Prostitution is used as a symbol of the decadent societies in which the works take place. In interwar Germany, many widows were forced to turn to prostitution in order to survive, as their husbands were killed in the war. Similarly, in Welcome to Hell, there is talk of “temptress widows”. The Berlin of this era has since been portrayed as a breeding ground for sexual freedoms, where the Sex Reform movement gained momentum. Left-wing parties were especially supportive of decriminalisation of prostitution, access to birth control, as well as acceptance of homosexuality and transsexuality. The relative acceptance of prostitution within this culture causes it to move into the light in its artistic products. For instance, George Grosz’s watercolour painting Circe, which depicts a prostitute kissing a porcine man. The motif of deplorable, boorish men in sexual relationships with debauched prostitutes permeates New Objectivity.

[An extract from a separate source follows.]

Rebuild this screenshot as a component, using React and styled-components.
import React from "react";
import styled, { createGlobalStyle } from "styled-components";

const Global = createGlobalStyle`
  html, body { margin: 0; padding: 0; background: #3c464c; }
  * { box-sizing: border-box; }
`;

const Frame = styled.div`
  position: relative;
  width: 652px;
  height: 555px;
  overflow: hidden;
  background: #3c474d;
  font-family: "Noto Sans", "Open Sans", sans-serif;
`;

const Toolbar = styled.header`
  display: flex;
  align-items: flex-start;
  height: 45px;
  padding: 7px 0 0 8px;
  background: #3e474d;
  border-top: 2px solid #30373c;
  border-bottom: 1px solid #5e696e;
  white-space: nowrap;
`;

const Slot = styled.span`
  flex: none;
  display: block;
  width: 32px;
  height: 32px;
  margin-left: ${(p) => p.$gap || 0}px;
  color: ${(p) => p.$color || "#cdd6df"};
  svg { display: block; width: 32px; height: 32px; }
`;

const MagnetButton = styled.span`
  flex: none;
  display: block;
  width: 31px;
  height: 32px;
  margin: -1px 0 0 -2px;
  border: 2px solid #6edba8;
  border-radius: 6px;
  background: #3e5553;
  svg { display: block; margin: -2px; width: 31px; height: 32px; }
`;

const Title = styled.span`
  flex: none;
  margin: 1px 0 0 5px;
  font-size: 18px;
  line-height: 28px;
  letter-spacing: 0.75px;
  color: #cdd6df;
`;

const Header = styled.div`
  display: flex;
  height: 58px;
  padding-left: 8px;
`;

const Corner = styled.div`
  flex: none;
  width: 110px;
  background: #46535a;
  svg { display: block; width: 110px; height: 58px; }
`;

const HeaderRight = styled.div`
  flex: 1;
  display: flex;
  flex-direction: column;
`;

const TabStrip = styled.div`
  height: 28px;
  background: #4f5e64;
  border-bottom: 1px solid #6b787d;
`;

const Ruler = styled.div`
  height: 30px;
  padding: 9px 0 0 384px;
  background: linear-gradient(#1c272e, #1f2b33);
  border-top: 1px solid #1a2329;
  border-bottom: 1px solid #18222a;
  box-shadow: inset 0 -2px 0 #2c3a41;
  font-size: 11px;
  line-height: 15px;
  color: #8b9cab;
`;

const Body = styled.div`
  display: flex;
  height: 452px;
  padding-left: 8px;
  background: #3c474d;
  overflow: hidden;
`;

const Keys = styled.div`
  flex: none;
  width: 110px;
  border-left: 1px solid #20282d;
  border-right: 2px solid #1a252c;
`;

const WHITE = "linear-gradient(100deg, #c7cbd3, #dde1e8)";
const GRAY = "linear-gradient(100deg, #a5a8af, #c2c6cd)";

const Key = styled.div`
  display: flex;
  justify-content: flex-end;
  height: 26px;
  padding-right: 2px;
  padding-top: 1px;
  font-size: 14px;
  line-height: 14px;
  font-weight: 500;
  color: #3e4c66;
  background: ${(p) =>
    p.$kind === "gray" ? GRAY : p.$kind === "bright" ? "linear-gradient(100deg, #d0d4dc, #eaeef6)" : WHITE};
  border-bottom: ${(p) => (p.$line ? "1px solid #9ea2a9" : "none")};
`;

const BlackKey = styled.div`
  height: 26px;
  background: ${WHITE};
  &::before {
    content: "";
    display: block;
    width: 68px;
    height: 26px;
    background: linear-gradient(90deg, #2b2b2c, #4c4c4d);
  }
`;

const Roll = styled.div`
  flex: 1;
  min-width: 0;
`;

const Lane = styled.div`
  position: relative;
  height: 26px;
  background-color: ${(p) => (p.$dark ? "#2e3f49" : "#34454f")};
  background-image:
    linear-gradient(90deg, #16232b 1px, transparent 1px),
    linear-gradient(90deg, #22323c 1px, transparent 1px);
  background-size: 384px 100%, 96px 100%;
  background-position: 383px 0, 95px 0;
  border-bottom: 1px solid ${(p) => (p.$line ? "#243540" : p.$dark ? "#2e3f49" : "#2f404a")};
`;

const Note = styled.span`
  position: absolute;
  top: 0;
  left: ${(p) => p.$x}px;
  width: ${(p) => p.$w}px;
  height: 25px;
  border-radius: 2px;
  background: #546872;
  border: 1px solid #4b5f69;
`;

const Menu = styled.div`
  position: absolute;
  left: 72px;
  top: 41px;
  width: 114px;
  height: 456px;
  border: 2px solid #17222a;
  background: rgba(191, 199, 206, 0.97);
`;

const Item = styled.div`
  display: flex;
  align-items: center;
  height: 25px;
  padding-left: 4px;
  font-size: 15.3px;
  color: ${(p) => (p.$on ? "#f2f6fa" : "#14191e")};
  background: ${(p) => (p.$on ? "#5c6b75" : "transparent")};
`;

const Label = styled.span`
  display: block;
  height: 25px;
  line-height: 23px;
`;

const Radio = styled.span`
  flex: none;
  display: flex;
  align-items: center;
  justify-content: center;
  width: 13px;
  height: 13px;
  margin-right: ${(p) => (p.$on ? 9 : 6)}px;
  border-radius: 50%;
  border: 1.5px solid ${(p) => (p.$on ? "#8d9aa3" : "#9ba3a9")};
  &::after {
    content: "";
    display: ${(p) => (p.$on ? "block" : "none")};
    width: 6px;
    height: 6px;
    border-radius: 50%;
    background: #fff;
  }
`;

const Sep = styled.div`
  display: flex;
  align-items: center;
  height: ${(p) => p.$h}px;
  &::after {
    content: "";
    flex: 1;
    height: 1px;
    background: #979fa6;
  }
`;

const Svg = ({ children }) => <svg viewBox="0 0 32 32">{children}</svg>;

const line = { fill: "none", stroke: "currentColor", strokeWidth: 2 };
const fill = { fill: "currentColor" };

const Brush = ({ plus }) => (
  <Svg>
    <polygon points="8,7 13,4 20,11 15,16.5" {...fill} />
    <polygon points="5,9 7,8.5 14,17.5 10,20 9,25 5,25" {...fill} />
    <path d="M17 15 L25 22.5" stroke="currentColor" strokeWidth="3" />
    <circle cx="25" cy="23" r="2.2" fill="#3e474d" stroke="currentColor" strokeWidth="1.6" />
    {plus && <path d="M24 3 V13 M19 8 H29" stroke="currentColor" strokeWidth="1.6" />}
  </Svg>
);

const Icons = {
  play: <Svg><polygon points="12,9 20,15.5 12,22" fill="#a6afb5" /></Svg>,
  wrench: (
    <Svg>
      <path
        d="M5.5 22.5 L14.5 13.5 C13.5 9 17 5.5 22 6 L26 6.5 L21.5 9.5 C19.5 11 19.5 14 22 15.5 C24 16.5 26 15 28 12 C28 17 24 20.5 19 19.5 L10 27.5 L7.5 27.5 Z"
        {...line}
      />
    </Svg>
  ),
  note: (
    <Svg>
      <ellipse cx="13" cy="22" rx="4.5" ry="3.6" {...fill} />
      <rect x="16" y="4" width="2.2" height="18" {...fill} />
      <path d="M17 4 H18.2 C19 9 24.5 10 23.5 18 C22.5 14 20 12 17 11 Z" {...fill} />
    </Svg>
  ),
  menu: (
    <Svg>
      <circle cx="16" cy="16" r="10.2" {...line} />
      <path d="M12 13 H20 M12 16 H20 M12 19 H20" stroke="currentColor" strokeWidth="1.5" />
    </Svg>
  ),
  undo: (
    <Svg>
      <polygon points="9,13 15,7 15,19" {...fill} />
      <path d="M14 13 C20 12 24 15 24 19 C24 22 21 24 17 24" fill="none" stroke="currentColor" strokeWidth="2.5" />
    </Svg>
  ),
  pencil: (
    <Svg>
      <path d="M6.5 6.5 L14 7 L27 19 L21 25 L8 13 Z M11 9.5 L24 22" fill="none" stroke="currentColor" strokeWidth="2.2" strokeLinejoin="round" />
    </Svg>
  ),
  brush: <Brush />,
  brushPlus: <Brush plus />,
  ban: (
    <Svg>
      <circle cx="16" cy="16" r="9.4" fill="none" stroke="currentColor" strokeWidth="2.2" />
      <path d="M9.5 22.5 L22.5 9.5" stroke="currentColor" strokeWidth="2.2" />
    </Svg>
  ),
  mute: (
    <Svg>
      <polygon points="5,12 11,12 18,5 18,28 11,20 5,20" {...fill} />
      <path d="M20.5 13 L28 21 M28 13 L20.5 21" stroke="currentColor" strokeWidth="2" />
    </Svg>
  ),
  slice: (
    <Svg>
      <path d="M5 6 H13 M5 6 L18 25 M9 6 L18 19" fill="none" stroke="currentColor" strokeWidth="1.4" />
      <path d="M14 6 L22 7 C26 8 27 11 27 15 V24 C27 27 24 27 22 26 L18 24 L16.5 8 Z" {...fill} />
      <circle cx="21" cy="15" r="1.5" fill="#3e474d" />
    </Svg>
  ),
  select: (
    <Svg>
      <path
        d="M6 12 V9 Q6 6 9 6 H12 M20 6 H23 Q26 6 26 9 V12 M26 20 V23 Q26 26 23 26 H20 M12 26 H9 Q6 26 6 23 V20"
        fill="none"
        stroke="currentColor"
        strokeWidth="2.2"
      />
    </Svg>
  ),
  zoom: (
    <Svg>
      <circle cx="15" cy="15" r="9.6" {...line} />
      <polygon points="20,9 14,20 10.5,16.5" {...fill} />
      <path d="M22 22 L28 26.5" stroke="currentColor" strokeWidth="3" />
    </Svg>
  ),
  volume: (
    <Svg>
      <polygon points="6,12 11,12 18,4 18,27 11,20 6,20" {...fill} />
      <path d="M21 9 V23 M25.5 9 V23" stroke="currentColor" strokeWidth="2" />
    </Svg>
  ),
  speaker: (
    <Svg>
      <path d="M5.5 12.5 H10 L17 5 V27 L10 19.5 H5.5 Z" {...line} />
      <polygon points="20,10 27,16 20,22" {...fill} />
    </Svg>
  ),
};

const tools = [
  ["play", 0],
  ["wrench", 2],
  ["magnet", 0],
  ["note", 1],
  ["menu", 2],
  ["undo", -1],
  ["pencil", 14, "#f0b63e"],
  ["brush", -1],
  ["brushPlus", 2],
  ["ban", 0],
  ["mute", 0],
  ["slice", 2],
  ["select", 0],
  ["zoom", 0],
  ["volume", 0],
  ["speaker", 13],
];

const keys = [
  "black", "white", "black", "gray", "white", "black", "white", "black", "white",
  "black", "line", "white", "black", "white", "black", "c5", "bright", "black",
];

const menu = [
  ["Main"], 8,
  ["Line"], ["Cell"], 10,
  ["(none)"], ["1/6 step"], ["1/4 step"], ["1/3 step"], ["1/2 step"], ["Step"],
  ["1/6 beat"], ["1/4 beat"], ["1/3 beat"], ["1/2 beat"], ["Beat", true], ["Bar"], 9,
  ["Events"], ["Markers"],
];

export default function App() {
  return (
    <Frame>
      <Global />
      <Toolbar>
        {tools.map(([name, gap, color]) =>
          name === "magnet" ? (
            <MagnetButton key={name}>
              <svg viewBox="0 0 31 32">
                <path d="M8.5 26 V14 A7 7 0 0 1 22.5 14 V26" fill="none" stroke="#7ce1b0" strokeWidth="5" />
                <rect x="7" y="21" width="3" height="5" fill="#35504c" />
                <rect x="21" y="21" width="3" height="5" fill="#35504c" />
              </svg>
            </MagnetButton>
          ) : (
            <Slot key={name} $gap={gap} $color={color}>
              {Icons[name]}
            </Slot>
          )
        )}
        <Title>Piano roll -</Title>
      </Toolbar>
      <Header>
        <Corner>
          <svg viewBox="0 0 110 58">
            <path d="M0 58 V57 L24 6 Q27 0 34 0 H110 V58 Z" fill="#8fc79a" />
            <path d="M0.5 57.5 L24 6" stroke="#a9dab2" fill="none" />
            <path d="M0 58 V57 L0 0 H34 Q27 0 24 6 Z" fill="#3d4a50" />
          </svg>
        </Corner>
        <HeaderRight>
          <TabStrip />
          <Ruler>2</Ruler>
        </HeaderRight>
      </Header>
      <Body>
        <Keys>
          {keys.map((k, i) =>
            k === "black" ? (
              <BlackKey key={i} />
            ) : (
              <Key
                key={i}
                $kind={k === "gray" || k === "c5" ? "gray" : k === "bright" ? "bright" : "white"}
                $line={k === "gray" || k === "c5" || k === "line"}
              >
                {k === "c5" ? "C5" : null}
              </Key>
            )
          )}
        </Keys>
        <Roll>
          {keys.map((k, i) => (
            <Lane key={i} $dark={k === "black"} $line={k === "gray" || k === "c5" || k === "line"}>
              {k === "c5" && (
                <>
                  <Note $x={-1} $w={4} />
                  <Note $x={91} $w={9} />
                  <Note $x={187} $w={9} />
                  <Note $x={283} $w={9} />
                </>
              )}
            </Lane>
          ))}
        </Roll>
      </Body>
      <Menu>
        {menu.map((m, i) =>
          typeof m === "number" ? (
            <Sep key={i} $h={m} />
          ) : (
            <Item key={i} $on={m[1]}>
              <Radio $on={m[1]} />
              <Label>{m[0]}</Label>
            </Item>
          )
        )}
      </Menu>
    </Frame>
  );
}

In Hellfire, the song The Defence becomes the primary communicator of this theme. The song is told through the narration of – presumably – the devil, who is recounting the routine of one of his disciples, a brothel owner searching for men. He makes it clear that those frequenting the brothel are not honourable, instead being “The virile, pathetic, and lame”, and that they weep of guilt “Every night.” Later on in the song, the narrator attempts to justify prostitution and owning a brothel, he states “A brothel is a business no different than a bank; As safe and as formal and sanitary.” Although this line seems to present brothels as clean and organised, it is rather a comment on banks and their fraudulence. The line about banks calls to mind the Weimar hyperinflation crisis, as the nation was plagued by economic decline and lack of trust in financial institutions. The song also reminds the audience of the crime-ridden, unsafe world in which the song takes place. It does this through another justification of prostitution as being a sanctuary for women “Without my aid they’d be in chains; Or disembowelled in a backstreet lane.” The economic decay and high rates of crime are used to justify the sexual exploitation of women. The world of Hellfire is keenly aware of its debauchery and filth, and attempts to find some beauty within it, Greep states in an interview with The Line of Best Fit : “I’ve always liked the idea of doing something that’s quite perverse on the surface, quite horrible, but then trying to write that in a more poetic, or, on the surface, beautiful way.”
Hellfire and New Objectivity are also parallel in their composition. Although it is not true for all works within the movement, much of New objectivity paintings are composed of numerous characters, placed as if in a fresco. The characters are grotesquely disfigured, expressive and caught up in their actions. This can be found in works such as The Night by Max Beckmann, Suicide by George Grosz, and Skat Players by Otto Dix. Rather than an exploration of any particular character, the paintings produce a snapshot of the chaotic landscape in which they inhabit. The characters in the works are barely human, they have become symbols and caricatures of the most deplorable aspects of society. This method of composition is most closely found in The Race is About to Begin. The setting of a racetrack serves as a background for the exposé of impotent, idiotic characters which clutter Hellfire. Geordie Greep urgently enumerates “Lucky Star, Eye Sore, Doctor Murphy, Sun Tzu, The Clap, Mr. Winner, Spot, Wallace, Mrs. Gonorrhoea, Perfect P, Deadman Walking, and The Company Favourite”, producing rambling portraits of those attending the race. We learn of the perversity of this cast, as the “reporter was caught getting sweaty in the stable”, referring to an engagement in bestiality. There is little to no sight of any morality or thought, since, as Greep states in the opening line of the song “Idiots are infinite, thinking men numbered.”
The key to the album – and to New Objectivity – lies in, I believe, the outro of the song. After the fast-paced, discordant rambling of Tristan Bongo, soft guitar-plucking and atmospheric horns are all that remain.
The clown can be a martyr
The whore can be an angel
The hack becomes a master
The crass becomes divine
The infinite, infinitesimal
All sins irrepressible
No use digging holes to hide
The rupture comes and leaves no stone unturned
So don’t wish for anything
Hellfire and interwar Weimar are worlds in which previous social codes are suspended. New Objectivity does not aim to depict the sanitised, moral, saintly view of the world. Rather, its subjects are that of the clown, the whore and the hack. It is them who are put in the triptychs (which up until the 19th century were almost purely religious). Hellfire and New Objectivity produce images of societies in which the decadent underbelly has become the norm. There is no concealing of the sins of society, for war and economic disparity have left them visible to all. The societies presented are essentially purgatories, neither of the projects present their characters as fundamentally evil, yet, they are constantly tricked, fooled, and seduced by devilish forces. While the characters of Hellfire are destined to Hell owing to their stupidity, the people of the Weimar Republic were fated to economic depression and the rise of Naziism.